Last updated: March 2026
What Is Speech to Text?
Speech to text (also called voice dictation or speech recognition) is technology that converts spoken words into written text in real time. Instead of typing, you speak into your microphone and watch your words appear on screen instantly. This free tool uses the Web Speech API built into modern browsers to deliver accurate, real-time transcription at zero cost.
Over 500 million people use voice-to-text technology daily through phone assistants, smart speakers, and dictation software. Most dedicated transcription tools require paid subscriptions, software downloads, or account creation. This tool eliminates all of that friction β open the page, click the microphone, and start talking.
The tool supports 12 languages, shows interim words in gray as they're being recognized, automatically capitalizes sentences when punctuation mode is enabled, and lets you edit the transcript directly. All processing happens through your browser β we never see or store your audio.
How to Use This Voice Dictation Tool
Step 1: Select your language from the dropdown. English (US) is selected by default, but you can choose from 12 languages including Spanish, French, German, Japanese, and more.
Step 2: Click the green microphone button to start recording. Allow microphone access when your browser asks. The button turns red and a sound wave animation confirms the tool is listening.
Step 3: Speak naturally at a steady pace. Words appear on screen in real time. Interim results show in gray before being finalized in your text color. The tool keeps listening continuously until you stop it.
Step 4: Edit, copy, or download. Click into the text area to fix any recognition errors. Use the action buttons to copy to clipboard, download as a TXT file, undo the last recognized segment, or clear everything and start over.
Key Features
Continuous real-time recognition. The tool uses continuous mode with interim results, so words appear as you speak. Recognition automatically resumes if the browser pauses it β you never need to keep clicking a button. Just talk naturally and the text flows.
12 language support. Switch between English (US and UK), Spanish, French, German, Italian, Portuguese, Japanese, Korean, Chinese (Simplified), Hindi, and Arabic. The speech engine adapts to the selected language automatically.
Auto-punctuation mode. When enabled, sentences are automatically capitalized after periods and the beginning of the transcript. This saves time on formatting and produces cleaner output that requires less manual editing.
Sound wave visualization. A simple five-bar CSS animation confirms the tool is actively listening. Combined with the pulsing red recording button, you always know the tool's state at a glance.
Undo last segment. Made a mistake or the recognizer misheard you? Click βUndo Last Segmentβ to remove the most recent chunk of recognized text without clearing everything.

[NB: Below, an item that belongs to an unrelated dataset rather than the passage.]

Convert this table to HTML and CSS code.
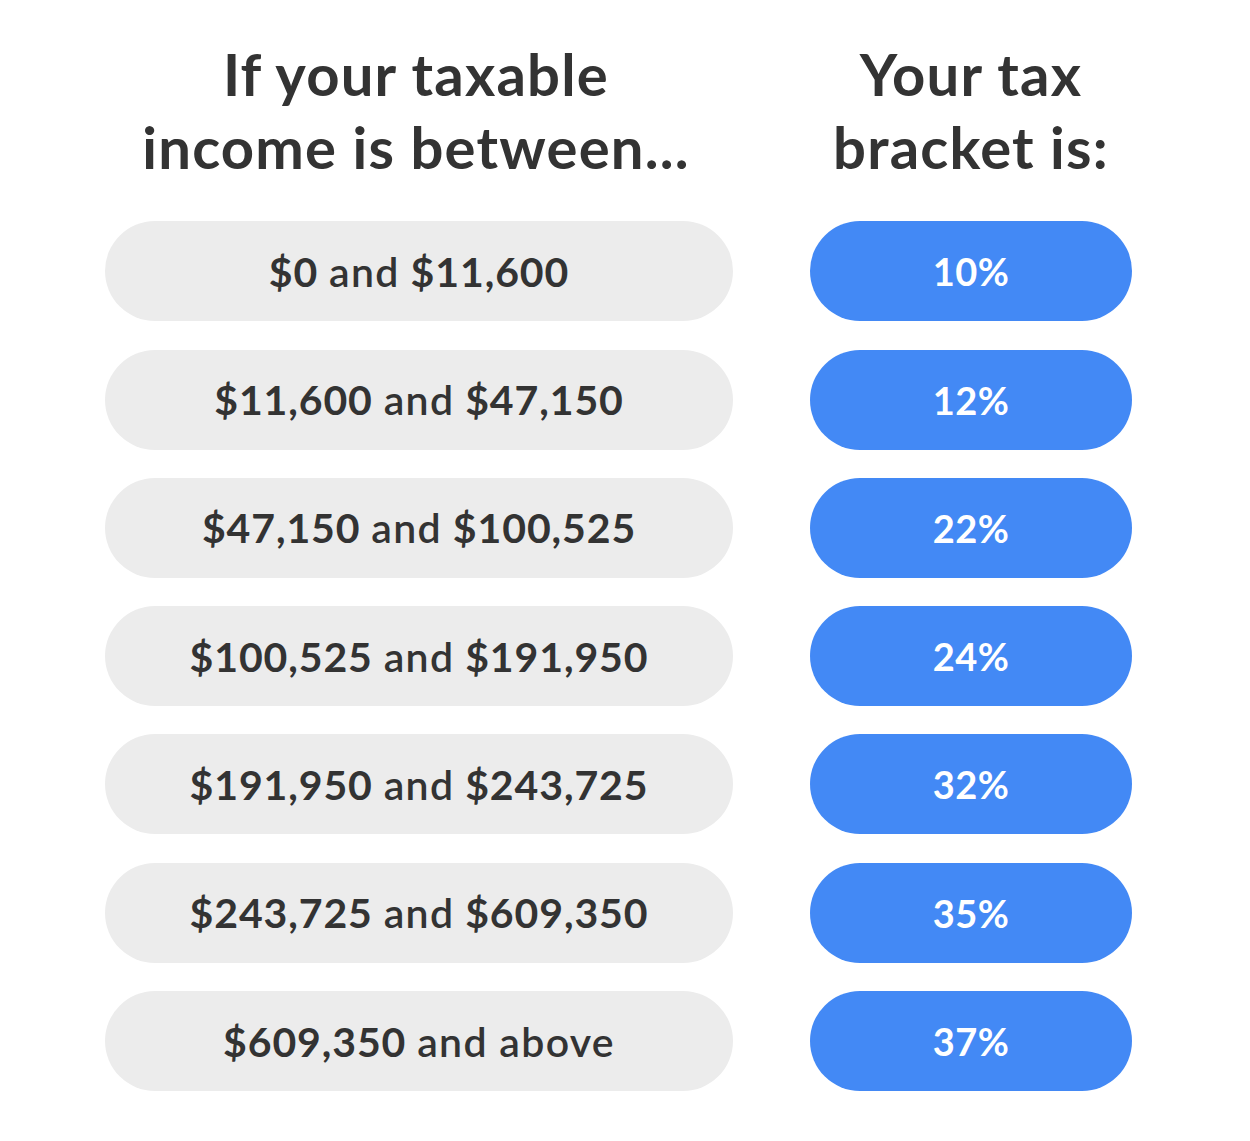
FILE: index.html
```html
<!DOCTYPE html>
<html>
<head>
<meta charset="utf-8">
<link rel="stylesheet" href="styles.css">
</head>
<body>
<main class="table">
  <h2 class="head head-left">If your taxable<br>income is between...</h2>
  <h2 class="head head-right">Your tax<br>bracket is:</h2>

  <div class="pill range"><span><b>$0</b> <span class="and">and</span> <b>$11,600</b></span></div>
  <div class="pill rate">10%</div>

  <div class="pill range"><span><b>$11,600</b> <span class="and">and</span> <b>$47,150</b></span></div>
  <div class="pill rate">12%</div>

  <div class="pill range"><span><b>$47,150</b> <span class="and">and</span> <b>$100,525</b></span></div>
  <div class="pill rate">22%</div>

  <div class="pill range"><span><b>$100,525</b> <span class="and">and</span> <b>$191,950</b></span></div>
  <div class="pill rate">24%</div>

  <div class="pill range"><span><b>$191,950</b> <span class="and">and</span> <b>$243,725</b></span></div>
  <div class="pill rate">32%</div>

  <div class="pill range"><span><b>$243,725</b> <span class="and">and</span> <b>$609,350</b></span></div>
  <div class="pill rate">35%</div>

  <div class="pill range"><span><b>$609,350</b> <span class="and">and above</span></span></div>
  <div class="pill rate">37%</div>
</main>
</body>
</html>
```
FILE: styles.css
```css
html, body {
  margin: 0;
  padding: 0;
  background: #ffffff;
}
body {
  font-family: "Lato", "Liberation Sans", sans-serif;
  color: #333333;
}
.table {
  display: grid;
  grid-template-columns: 628px 322px;
  column-gap: 77px;
  row-gap: 28.3px;
  padding: 37px 0 0 105px;
}
.head {
  margin: 0 0 10px 0;
  font-size: 58px;
  line-height: 73px;
  font-weight: 700;
  text-align: center;
  letter-spacing: 1.2px;
}
.head-left { justify-self: center; margin-left: -6px; }
.pill {
  height: 100px;
  border-radius: 50px;
  display: flex;
  align-items: center;
  justify-content: center;
  font-weight: 700;
}
.range {
  background: #ececec;
  color: #333333;
  font-size: 41px;
  letter-spacing: 0.9px;
  white-space: pre;
}
.range b { font-weight: 700; }
.range .and { font-weight: 600; letter-spacing: 1.3px; }
.rate {
  background: #4389f5;
  color: #ffffff;
  font-size: 38px;
  letter-spacing: 0.5px;
}
```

Fully editable transcript. The text area is always editable. Type directly into it to add notes, fix errors, or insert text between dictated paragraphs. Word count and character count update in real time.
Frequently Asked Questions
How accurate is browser-based speech to text?
Accuracy is typically 90-95% for clear speech in a quiet environment when using Chrome or Edge. These browsers leverage Google's cloud speech recognition for high accuracy. Safari uses on-device Siri recognition which is also accurate. Results drop with heavy accents, background noise, or technical jargon β but you can edit the transcript directly to fix errors.
Is my voice data stored or shared?
This tool never records, stores, or uploads your audio to our servers. In Chrome and Edge, audio is processed through Google's speech recognition servers in real time β this is standard browser behavior and the same processing that powers Google Assistant. In Safari, all recognition happens entirely on your device. No audio data is retained after processing.
What browsers support speech recognition?
Chrome and Edge provide the best experience with Google's cloud-based speech recognition. Safari on macOS and iOS uses on-device Siri recognition. Firefox has limited support through third-party speech engines. For the most accurate results, use Google Chrome on desktop.
Can I dictate in languages other than English?
Yes β the tool supports 12 languages including English (US and UK), Spanish, French, German, Italian, Portuguese, Japanese, Korean, Chinese (Simplified), Hindi, and Arabic. Select your language before clicking the microphone button. The speech recognition engine adapts to the selected language automatically.